▶ _SOURCE MATERIAL_:
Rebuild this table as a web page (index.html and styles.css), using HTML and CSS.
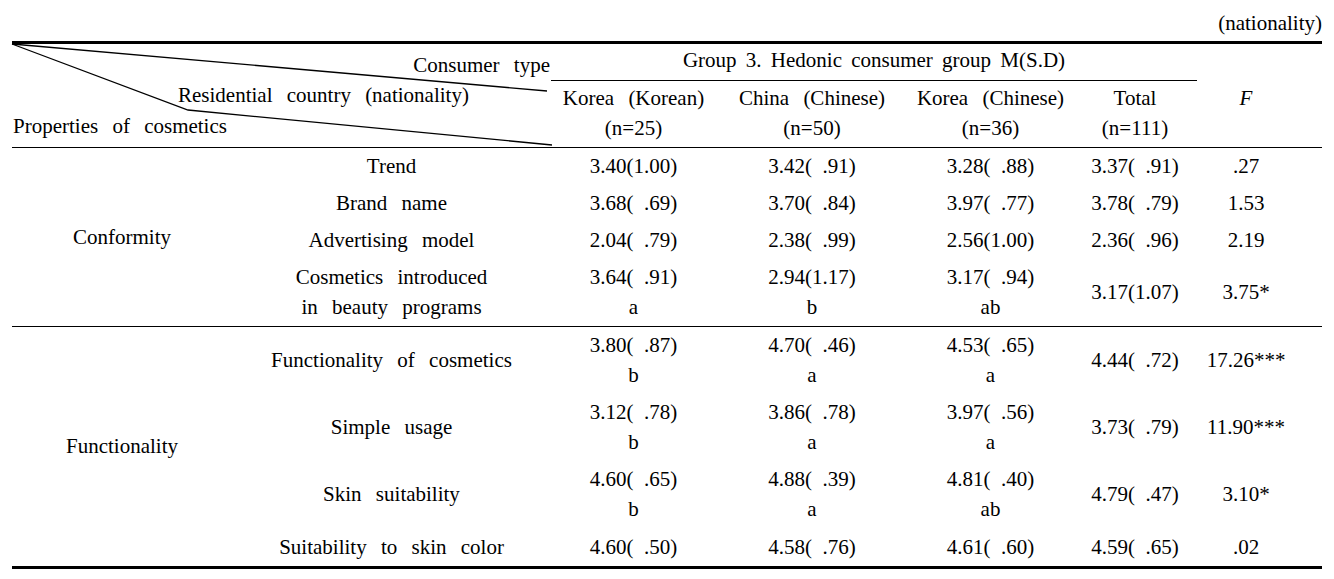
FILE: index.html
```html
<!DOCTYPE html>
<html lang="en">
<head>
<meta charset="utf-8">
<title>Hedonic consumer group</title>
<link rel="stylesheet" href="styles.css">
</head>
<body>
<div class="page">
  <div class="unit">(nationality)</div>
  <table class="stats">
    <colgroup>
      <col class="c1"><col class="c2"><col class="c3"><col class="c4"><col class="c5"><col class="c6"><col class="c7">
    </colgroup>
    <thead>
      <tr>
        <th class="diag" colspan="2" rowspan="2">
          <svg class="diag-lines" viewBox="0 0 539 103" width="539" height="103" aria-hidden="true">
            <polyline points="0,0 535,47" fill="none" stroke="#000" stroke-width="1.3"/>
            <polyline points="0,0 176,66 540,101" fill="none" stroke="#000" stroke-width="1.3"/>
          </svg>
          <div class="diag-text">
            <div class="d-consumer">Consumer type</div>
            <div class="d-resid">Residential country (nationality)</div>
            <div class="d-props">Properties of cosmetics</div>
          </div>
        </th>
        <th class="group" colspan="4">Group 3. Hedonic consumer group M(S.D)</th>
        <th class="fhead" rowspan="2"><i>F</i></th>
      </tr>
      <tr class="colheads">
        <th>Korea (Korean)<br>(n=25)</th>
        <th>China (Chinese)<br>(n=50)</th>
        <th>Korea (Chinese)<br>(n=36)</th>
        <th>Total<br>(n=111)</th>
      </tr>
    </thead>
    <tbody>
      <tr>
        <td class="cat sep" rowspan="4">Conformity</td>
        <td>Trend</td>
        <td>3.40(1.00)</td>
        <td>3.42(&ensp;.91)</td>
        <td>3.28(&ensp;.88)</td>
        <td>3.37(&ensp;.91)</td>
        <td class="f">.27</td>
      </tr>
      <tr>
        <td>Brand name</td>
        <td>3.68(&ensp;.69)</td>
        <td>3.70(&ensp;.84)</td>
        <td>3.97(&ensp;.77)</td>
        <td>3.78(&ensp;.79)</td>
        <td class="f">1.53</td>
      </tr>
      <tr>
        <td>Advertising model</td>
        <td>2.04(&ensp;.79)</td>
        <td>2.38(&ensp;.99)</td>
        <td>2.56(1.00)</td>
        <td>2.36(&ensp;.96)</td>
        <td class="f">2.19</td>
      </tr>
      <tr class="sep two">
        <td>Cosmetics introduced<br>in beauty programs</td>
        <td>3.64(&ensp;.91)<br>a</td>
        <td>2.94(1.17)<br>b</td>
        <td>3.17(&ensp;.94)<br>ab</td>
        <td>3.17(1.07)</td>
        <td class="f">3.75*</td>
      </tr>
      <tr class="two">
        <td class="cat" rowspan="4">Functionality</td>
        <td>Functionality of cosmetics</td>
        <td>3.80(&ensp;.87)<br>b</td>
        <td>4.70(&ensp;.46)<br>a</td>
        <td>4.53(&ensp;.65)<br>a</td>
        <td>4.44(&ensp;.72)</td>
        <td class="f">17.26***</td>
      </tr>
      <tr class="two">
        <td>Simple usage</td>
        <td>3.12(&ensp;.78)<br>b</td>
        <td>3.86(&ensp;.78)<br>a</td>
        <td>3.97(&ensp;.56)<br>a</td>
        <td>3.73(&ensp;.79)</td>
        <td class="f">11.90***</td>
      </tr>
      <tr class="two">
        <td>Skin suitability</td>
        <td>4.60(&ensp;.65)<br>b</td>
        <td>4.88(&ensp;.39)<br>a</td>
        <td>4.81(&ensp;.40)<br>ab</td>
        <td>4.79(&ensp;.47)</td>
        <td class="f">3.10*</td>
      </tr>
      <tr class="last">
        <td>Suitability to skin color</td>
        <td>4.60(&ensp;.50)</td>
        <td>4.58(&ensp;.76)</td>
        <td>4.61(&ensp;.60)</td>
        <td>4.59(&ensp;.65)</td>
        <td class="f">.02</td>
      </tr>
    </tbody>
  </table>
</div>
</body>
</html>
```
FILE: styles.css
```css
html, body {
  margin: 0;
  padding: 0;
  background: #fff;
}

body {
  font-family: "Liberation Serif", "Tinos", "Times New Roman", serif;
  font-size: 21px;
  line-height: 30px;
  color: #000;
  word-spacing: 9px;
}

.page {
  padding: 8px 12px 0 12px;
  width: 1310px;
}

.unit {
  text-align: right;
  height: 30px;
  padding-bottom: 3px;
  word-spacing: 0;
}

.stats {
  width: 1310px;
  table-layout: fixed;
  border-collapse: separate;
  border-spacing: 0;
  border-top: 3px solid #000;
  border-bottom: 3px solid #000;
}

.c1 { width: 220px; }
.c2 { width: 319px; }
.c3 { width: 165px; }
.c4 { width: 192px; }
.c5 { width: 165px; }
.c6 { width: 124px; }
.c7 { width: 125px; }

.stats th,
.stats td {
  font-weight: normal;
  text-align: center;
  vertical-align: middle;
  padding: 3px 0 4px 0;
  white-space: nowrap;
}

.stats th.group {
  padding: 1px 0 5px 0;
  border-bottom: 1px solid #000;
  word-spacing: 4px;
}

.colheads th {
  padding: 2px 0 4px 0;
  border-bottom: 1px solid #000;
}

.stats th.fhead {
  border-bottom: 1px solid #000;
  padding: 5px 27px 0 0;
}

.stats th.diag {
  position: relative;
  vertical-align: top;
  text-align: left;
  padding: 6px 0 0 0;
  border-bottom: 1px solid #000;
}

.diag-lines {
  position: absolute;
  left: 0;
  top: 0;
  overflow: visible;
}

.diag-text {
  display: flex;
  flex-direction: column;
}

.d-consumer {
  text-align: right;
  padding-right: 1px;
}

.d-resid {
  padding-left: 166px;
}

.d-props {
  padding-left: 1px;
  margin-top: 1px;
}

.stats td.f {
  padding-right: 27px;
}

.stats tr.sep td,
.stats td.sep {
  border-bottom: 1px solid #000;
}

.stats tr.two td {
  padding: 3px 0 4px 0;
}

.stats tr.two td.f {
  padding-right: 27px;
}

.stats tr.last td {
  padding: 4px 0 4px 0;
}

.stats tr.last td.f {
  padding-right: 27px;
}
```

▶ _REQUIREMENTS_:
Return the material exactly as given, apart from the pictures.

▶ _REPLY_:
Rebuild this table as a web page (index.html and styles.css), using HTML and CSS.
FILE: index.html
```html
<!DOCTYPE html>
<html lang="en">
<head>
<meta charset="utf-8">
<title>Hedonic consumer group</title>
<link rel="stylesheet" href="styles.css">
</head>
<body>
<div class="page">
  <div class="unit">(nationality)</div>
  <table class="stats">
    <colgroup>
      <col class="c1"><col class="c2"><col class="c3"><col class="c4"><col class="c5"><col class="c6"><col class="c7">
    </colgroup>
    <thead>
      <tr>
        <th class="diag" colspan="2" rowspan="2">
          <svg class="diag-lines" viewBox="0 0 539 103" width="539" height="103" aria-hidden="true">
            <polyline points="0,0 535,47" fill="none" stroke="#000" stroke-width="1.3"/>
            <polyline points="0,0 176,66 540,101" fill="none" stroke="#000" stroke-width="1.3"/>
          </svg>
          <div class="diag-text">
            <div class="d-consumer">Consumer type</div>
            <div class="d-resid">Residential country (nationality)</div>
            <div class="d-props">Properties of cosmetics</div>
          </div>
        </th>
        <th class="group" colspan="4">Group 3. Hedonic consumer group M(S.D)</th>
        <th class="fhead" rowspan="2"><i>F</i></th>
      </tr>
      <tr class="colheads">
        <th>Korea (Korean)<br>(n=25)</th>
        <th>China (Chinese)<br>(n=50)</th>
        <th>Korea (Chinese)<br>(n=36)</th>
        <th>Total<br>(n=111)</th>
      </tr>
    </thead>
    <tbody>
      <tr>
        <td class="cat sep" rowspan="4">Conformity</td>
        <td>Trend</td>
        <td>3.40(1.00)</td>
        <td>3.42(&ensp;.91)</td>
        <td>3.28(&ensp;.88)</td>
        <td>3.37(&ensp;.91)</td>
        <td class="f">.27</td>
      </tr>
      <tr>
        <td>Brand name</td>
        <td>3.68(&ensp;.69)</td>
        <td>3.70(&ensp;.84)</td>
        <td>3.97(&ensp;.77)</td>
        <td>3.78(&ensp;.79)</td>
        <td class="f">1.53</td>
      </tr>
      <tr>
        <td>Advertising model</td>
        <td>2.04(&ensp;.79)</td>
        <td>2.38(&ensp;.99)</td>
        <td>2.56(1.00)</td>
        <td>2.36(&ensp;.96)</td>
        <td class="f">2.19</td>
      </tr>
      <tr class="sep two">
        <td>Cosmetics introduced<br>in beauty programs</td>
        <td>3.64(&ensp;.91)<br>a</td>
        <td>2.94(1.17)<br>b</td>
        <td>3.17(&ensp;.94)<br>ab</td>
        <td>3.17(1.07)</td>
        <td class="f">3.75*</td>
      </tr>
      <tr class="two">
        <td class="cat" rowspan="4">Functionality</td>
        <td>Functionality of cosmetics</td>
        <td>3.80(&ensp;.87)<br>b</td>
        <td>4.70(&ensp;.46)<br>a</td>
        <td>4.53(&ensp;.65)<br>a</td>
        <td>4.44(&ensp;.72)</td>
        <td class="f">17.26***</td>
      </tr>
      <tr class="two">
        <td>Simple usage</td>
        <td>3.12(&ensp;.78)<br>b</td>
        <td>3.86(&ensp;.78)<br>a</td>
        <td>3.97(&ensp;.56)<br>a</td>
        <td>3.73(&ensp;.79)</td>
        <td class="f">11.90***</td>
      </tr>
      <tr class="two">
        <td>Skin suitability</td>
        <td>4.60(&ensp;.65)<br>b</td>
        <td>4.88(&ensp;.39)<br>a</td>
        <td>4.81(&ensp;.40)<br>ab</td>
        <td>4.79(&ensp;.47)</td>
        <td class="f">3.10*</td>
      </tr>
      <tr class="last">
        <td>Suitability to skin color</td>
        <td>4.60(&ensp;.50)</td>
        <td>4.58(&ensp;.76)</td>
        <td>4.61(&ensp;.60)</td>
        <td>4.59(&ensp;.65)</td>
        <td class="f">.02</td>
      </tr>
    </tbody>
  </table>
</div>
</body>
</html>
```
FILE: styles.css
```css
html, body {
  margin: 0;
  padding: 0;
  background: #fff;
}

body {
  font-family: "Liberation Serif", "Tinos", "Times New Roman", serif;
  font-size: 21px;
  line-height: 30px;
  color: #000;
  word-spacing: 9px;
}

.page {
  padding: 8px 12px 0 12px;
  width: 1310px;
}

.unit {
  text-align: right;
  height: 30px;
  padding-bottom: 3px;
  word-spacing: 0;
}

.stats {
  width: 1310px;
  table-layout: fixed;
  border-collapse: separate;
  border-spacing: 0;
  border-top: 3px solid #000;
  border-bottom: 3px solid #000;
}

.c1 { width: 220px; }
.c2 { width: 319px; }
.c3 { width: 165px; }
.c4 { width: 192px; }
.c5 { width: 165px; }
.c6 { width: 124px; }
.c7 { width: 125px; }

.stats th,
.stats td {
  font-weight: normal;
  text-align: center;
  vertical-align: middle;
  padding: 3px 0 4px 0;
  white-space: nowrap;
}

.stats th.group {
  padding: 1px 0 5px 0;
  border-bottom: 1px solid #000;
  word-spacing: 4px;
}

.colheads th {
  padding: 2px 0 4px 0;
  border-bottom: 1px solid #000;
}

.stats th.fhead {
  border-bottom: 1px solid #000;
  padding: 5px 27px 0 0;
}

.stats th.diag {
  position: relative;
  vertical-align: top;
  text-align: left;
  padding: 6px 0 0 0;
  border-bottom: 1px solid #000;
}

.diag-lines {
  position: absolute;
  left: 0;
  top: 0;
  overflow: visible;
}

.diag-text {
  display: flex;
  flex-direction: column;
}

.d-consumer {
  text-align: right;
  padding-right: 1px;
}

.d-resid {
  padding-left: 166px;
}

.d-props {
  padding-left: 1px;
  margin-top: 1px;
}

.stats td.f {
  padding-right: 27px;
}

.stats tr.sep td,
.stats td.sep {
  border-bottom: 1px solid #000;
}

.stats tr.two td {
  padding: 3px 0 4px 0;
}

.stats tr.two td.f {
  padding-right: 27px;
}

.stats tr.last td {
  padding: 4px 0 4px 0;
}

.stats tr.last td.f {
  padding-right: 27px;
}
```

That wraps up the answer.